France v England - tour report


What kind of idiot thinks that a 9 pm start for a rugby match is a good idea? The French invented the guillotine for those who forgot the needs of ordinary people. It’s probably the only pre-match entertainment (with the scheduler hauled out as victim, ideally screaming for mercy) that could have relieved the hiatus in what otherwise had been an excellent two-and-a-half day tour.

Instead we settled for the slow strangulation of the French which did nothing to enliven the apres match atmosphere as the bars were thinning out at midnight.

Peaking too early in Paris before the six nations match at Stade de France, was always going to be an issue. The tour planning was going to take skill, balance and judgement, all of which were in short supply among our six-man party. The secret is to limit your time in the bars. The limits were more than generous. So that was all right.

We like to mix our drinking with the cultural experience of a big city so I had bought a useful little book called Authentic Bistros of Paris. The first one we found, La Petite Porte, was staffed by an authentic New Zealand bar maid (just like London then) called Sabine. Sabine - who it turns out was no ordinary barmaid - was going on to yoga class after her stint and she had found a few potential recruits. We had to drag ourselves out of that place but it was only 5pm.

Blurred vision


Art next, so we hit the metro, had a little singsong on the train, then rolled in to the Orangerie to look at Monet’s lily pond paintings in the oval rooms. The great thing about these paintings for the semi-inebriated is that blurred vision is no handicap.

Had we thought about it we might have shortened our subsequent trek to the Rue Mouffetard with a train ride. We might too have avoided an interlude in another bar. By the time we had found our chosen bistro, Le Verre a Pied, the manager was putting up the shutters. She pointed out another place just further on so the evening ended well.

The Saturday was always going to be tough, so Stuart (whose wife, Delia had cooked us some lovely oggies for the train journey), had suggested one of Peter and Oriel Caine’s Paris Walks. For two hours Oriel guided us around the Marais district, showing us places and telling us stories that we would never have heard or found otherwise.

Port-a-loo

One of these stories referred to the 17th century preacher, Louis Bordaloue, whose sermons at the Saint Paul-Saint Louis Church were so popular that the wealthier ladies in the neighbourhood would send round servants to save them a place.

Once in situ, the ladies were expected to endure a three hour sermon so they would take along their silver potties (called Bourdaloues, naturally)and pop them under their flouncy dresses whenever the need arose. They peed where they prayed. It gives a whole new meaning to the silver collection.

Too much Mucha

After a long lunch in one of the Marais bistros the options were extended televised rugby in a nearby Scottish bar or more culture.
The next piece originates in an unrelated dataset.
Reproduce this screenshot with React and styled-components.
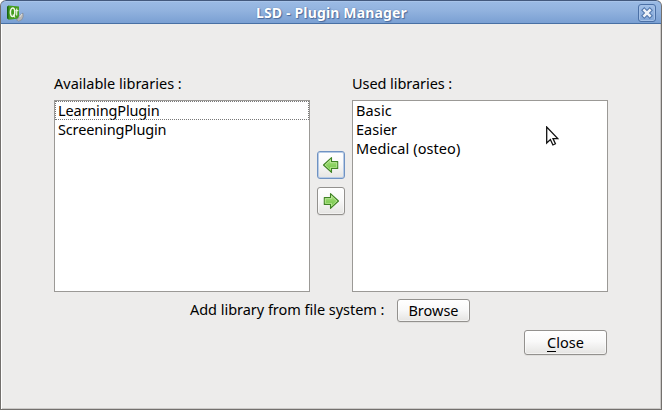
import React from "react";
import styled, { createGlobalStyle } from "styled-components";

const GlobalStyle = createGlobalStyle`
  * { box-sizing: border-box; }
  body { margin: 0; background: #fff; overflow: hidden; }
`;

const Window = styled.main`
  width: 662px;
  height: 410px;
  display: flex;
  flex-direction: column;
  overflow: hidden;
  background: #edeceb;
  border: 1px solid #73706d;
  border-top: 0;
  border-radius: 6px 6px 0 0;
  box-shadow: inset 1px 0 #fff, inset -1px -1px #cbc9c7;
  color: #000;
  font: 14.5px/19px "Noto Sans", "Open Sans", sans-serif;
`;

const TitleBar = styled.header`
  flex: none;
  height: 24px;
  margin: 0 -1px;
  padding: 0 5px 0 6px;
  display: grid;
  grid-template-columns: 18px 1fr 18px;
  align-items: center;
  border: 1px solid #4870a4;
  border-top-color: #43597d;
  border-radius: 6px 6px 0 0;
  background: linear-gradient(#b5cdee 0, #9abae4 1px, #91b2de 45%, #7aa0d3 100%);
`;

const Title = styled.h1`
  margin: 0;
  padding-top: 1px;
  text-align: center;
  color: #fff;
  font-size: 14px;
  font-weight: 700;
  line-height: 22px;
  white-space: nowrap;
  letter-spacing: 0.16px;
  text-shadow: 1px 1px 1px #49699b, 0 0 1px #49699b;
`;

const WindowClose = styled.button`
  width: 18px;
  height: 18px;
  padding: 0;
  border: 1px solid #4b70a6;
  border-radius: 3px;
  background: linear-gradient(#a2c0e8, #80a5d7);
  box-shadow: inset 0 0 0 1px #a5c1e7;
  svg { display: block; }
`;

const Content = styled.div`
  width: 554px;
  margin: 50px 0 0 53px;
  display: flex;
  flex-direction: column;
`;

const Panels = styled.section`
  display: grid;
  grid-template-columns: 256px 28px 256px;
  column-gap: 7px;
`;

const Panel = styled.div`
  display: flex;
  flex-direction: column;
  gap: 7px;
`;

const Label = styled.span`
  height: 19px;
  white-space: nowrap;
  letter-spacing: ${(p) => p.$track || 0}px;
`;

const List = styled.ul`
  height: 192px;
  margin: 0;
  padding: 0;
  list-style: none;
  background: #fff;
  border: 1px solid #9b9996;
`;

const Item = styled.li`
  height: 19px;
  padding-left: 3px;
  white-space: nowrap;
  letter-spacing: ${(p) => p.$track || 0}px;
  outline: ${(p) => (p.$focused ? "1px dotted #777" : "none")};
  outline-offset: -1px;
`;

const Transfer = styled.div`
  display: flex;
  flex-direction: column;
  gap: 8px;
  padding-top: 77px;
`;

const Button = styled.button`
  display: flex;
  align-items: center;
  justify-content: center;
  width: ${(p) => p.$w}px;
  height: ${(p) => p.$h}px;
  padding: 0;
  border: 1px solid ${(p) => (p.$active ? "#6f92c2" : "#93918e")};
  border-radius: 3px;
  background: linear-gradient(#fff, #f9f9f9 45%, #e5e4e2);
  box-shadow: ${(p) => (p.$active ? "inset 0 0 0 1px #b7cbe6" : "inset 0 0 0 1px rgba(255,255,255,.5), 0 1px #e0dfdd")};
  color: #000;
  font: inherit;
`;

const Import = styled.div`
  display: flex;
  align-items: flex-start;
  height: 24px;
  margin: 7px 0 0 136px;
`;

const ImportLabel = styled(Label)`
  width: 207px;
  margin-top: 1px;
`;

const Footer = styled.footer`
  display: flex;
  justify-content: flex-end;
  margin: 7px 1px 0 0;
`;

const Mnemonic = styled.span`
  border-bottom: 1px solid #000;
  display: inline-block;
  height: 19px;
`;

const Pointer = styled.svg`
  position: absolute;
  left: 546px;
  top: 126px;
`;

const Arrow = ({ right }) => (
  <svg width="18" height="18" viewBox="0 0 18 18">
    <defs>
      <linearGradient id="leaf" x2="0" y2="1">
        <stop stopColor="#b4e38c" />
        <stop offset="1" stopColor="#62bf35" />
      </linearGradient>
    </defs>
    <g transform={right ? "translate(18) scale(-1 1)" : undefined}>
      <path d="M1.5 9 9.5 1.6v4h6.2v6.8H9.5v4Z" fill="url(#leaf)" stroke="#3f8224" strokeWidth="1.1" strokeLinejoin="round" />
      <path d="M3.1 9 8.5 4v2.6h6.2v4.8H8.5V14Z" fill="none" stroke="#c8efa6" strokeWidth=".7" />
    </g>
  </svg>
);

const AppIcon = () => (
  <svg width="18" height="18" viewBox="0 0 18 18">
    <path d="m0 2.5 2-1v14l-2-1Z" fill="#176510" />
    <path d="m1.5 1.5 10.5 1v12l-10.5 1.2Z" fill="#449d1e" />
    <ellipse cx="5.6" cy="8.2" rx="2.2" ry="4.2" fill="none" stroke="#f0f6e6" strokeWidth="1.5" />
    <path d="m6 10.5 2 3M9.7 4.5v7M8.4 6.7h3" stroke="#e9f4dc" strokeWidth="1.2" fill="none" />
    <path d="m16 9-3.5 2.8-2 3.3-1.2.6 2.4 1.5 3.2-1.6 1.3-3Z" fill="#b9b9b7" stroke="#858b95" strokeWidth=".7" />
    <path d="m15 10-2.3 3" stroke="#e6e6e4" />
  </svg>
);

export default function App() {
  return (
    <>
      <GlobalStyle />
      <Window>
        <TitleBar>
          <AppIcon />
          <Title>LSD - Plugin Manager</Title>
          <WindowClose aria-label="Close window">
            <svg width="16" height="16" viewBox="0 0 16 16">
              <path d="m5.3 5.3 5.4 5.4m0-5.4-5.4 5.4" stroke="#5277ac" strokeWidth="4.6" strokeLinecap="square" />
              <path d="m5.3 5.3 5.4 5.4m0-5.4-5.4 5.4" stroke="#edf2f8" strokeWidth="2.5" strokeLinecap="square" />
            </svg>
          </WindowClose>
        </TitleBar>
        <Content>
          <Panels>
            <Panel>
              <Label>Available libraries :</Label>
              <List>
                <Item $focused $track={-0.15}>LearningPlugin</Item>
                <Item $track={-0.15}>ScreeningPlugin</Item>
              </List>
            </Panel>
            <Transfer>
              <Button $w={28} $h={28} $active aria-label="Remove library"><Arrow /></Button>
              <Button $w={28} $h={28} aria-label="Use library"><Arrow right /></Button>
            </Transfer>
            <Panel>
              <Label $track={-0.06}>Used libraries :</Label>
              <List>
                <Item $track={0.15}>Basic</Item>
                <Item>Easier</Item>
                <Item $track={0.08}>Medical (osteo)</Item>
              </List>
            </Panel>
          </Panels>
          <Import>
            <ImportLabel $track={-0.03}>Add library from file system :</ImportLabel>
            <Button $w={73} $h={23}>Browse</Button>
          </Import>
          <Footer>
            <Button $w={83} $h={25}><Mnemonic>C</Mnemonic>lose</Button>
          </Footer>
        </Content>
      </Window>
      <Pointer width="13" height="21" viewBox="0 0 13 21">
        <path d="M.7 1v16l3.7-3.4 2.5 5.4 2.5-1.2L7 12.6h4.8Z" fill="#fff" stroke="#111" strokeWidth="1.3" />
      </Pointer>
    </>
  );
}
I can just about handle Irish bars in big cities, but the idea that anyone should want to import the Scottish drinking experience, complete with 80 Shillings beer at 7 euros a pint, is laughable. I went instead with Stuart to the nearby Carnavalet museum, the former home of Madame de Sevigne where you can find the superb preserved interior and facade of Fouquet's jewel shop, designed by Alphonse Mucha. More about him here.

We probably overdosed on the culture and neglected the drinking too much but I thought we had settled on the wrong type of bar (not authentic French) with the wrong beer at the wrong price and with far too much TV*; otherwise it was fine.

On the way in to the ground I was disappointed to hear a group of English supporters singing the National Anthem just as they do at football matches. They should stick to Jerusalem and learn the words, leaving the anthem for the official singing just before the match.

Oikish chanting

Even worse, inside the ground, after the English had scored their first try I heard some supporters chanting "you're not singing anymore" to the French. This is crass bad manners. Oikish chanting at rugby matches should be discouraged before it is allowed to take hold.

Perhaps it's the fitness ideal and obsession with winning that has killed the drinking and singing traditions in some rugby clubs. I hope not.

There was a long wait the next day for the train home so we took a trip on the Seinne and found another bistro from the little book. This was called La Tartine in Rue du Rivoli. A three hour lunch with cheese before the pudding - the French way - was just what we needed and there was even enough time to visit another bar before heading for the terminal.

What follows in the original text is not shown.